Han hecho los K y los no K de una licuadora una máquina de lustrar zapatos. O lo que es lo mismo, de una república, un “estado de bienestar” o un sistema de reparto de riquezas, o de juzgamiento de intenciones, de control del comercio, de la industria, de la palabra. Y ni siquiera advierten los segundos la relación entre las cadenas a las que adhieren y la falta de libertad que ha hecho que el kirchnerismo avanzara en su totalitarismo casi sin sangre y sin protesta, imponiendo un miedo que no se compadece con amenazas reales del poder pero si con la dependencia económica agobiante.

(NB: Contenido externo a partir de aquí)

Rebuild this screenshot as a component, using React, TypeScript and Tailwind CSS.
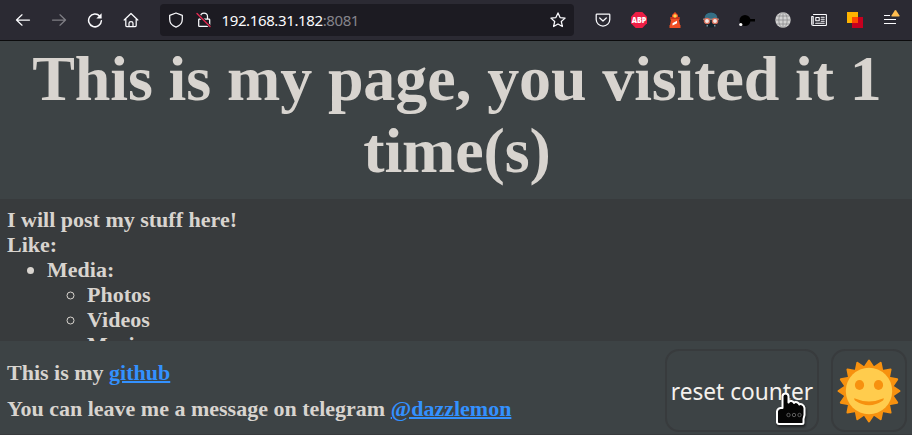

Mi advertencia ahora no viene como reivindicación general de esos valores, es solo una alarma porque los repúblicos estatistas y positivistas no tienen las herramientas para juzgar lo que se viene, así como los tibios no las han tenido nunca para entender que lo peor del kirchnerismo fue el principio y no este final obvio.
La única forma de declarar inconstitucionales el aumento oportunista de los miembros de la Corte (así como la verdadera inconstitucionalidad de la ley de medios), es poner sobre la mesa los valores que en el fondo han condenado por sus privilegios. Estos derivan todos de la palabra “libertad”.
No se puede aumentar ahora el número de miembros de la Corte para nombrar militantes porque ese propósito siguiendo la línea histórica de los acontecimientos, las actitudes y el marco general, está sólo hecho para terminar con la independencia del Poder Judicial que protege nuestra libertad y para eso no hay ley formal que pueda estar por encima de los fundamentos y motivos últimos de la Constitución. No importa que haya pasado por todos los pasos reglamentarios que la letra de la propia Constitución.
La Constitución es un sistema que no empieza sino que termina en su letra y en todas las prohibiciones que le siguen en consecuencia. Empieza si en la rebelión de los sometidos, los privados, esos a los que se denomina con una palabra ya estigmatizada.
Es esto lo que los constituyentes pusieron sobre los hombros de los ministros de la Corte. Pero también de los ciudadanos. Y hay unos ciudadanos dedicados a la política que han asumido mayores responsabilidades que el resto.
Estar a la altura no se nada más que un problema de ánimo. A veces depende más de entender. Nada nos puede indignar si no hay dignidad. Y no hay dignidad sin los juicios de valor, que en nuestra cultura autómata han sido convertidos en desviaciones.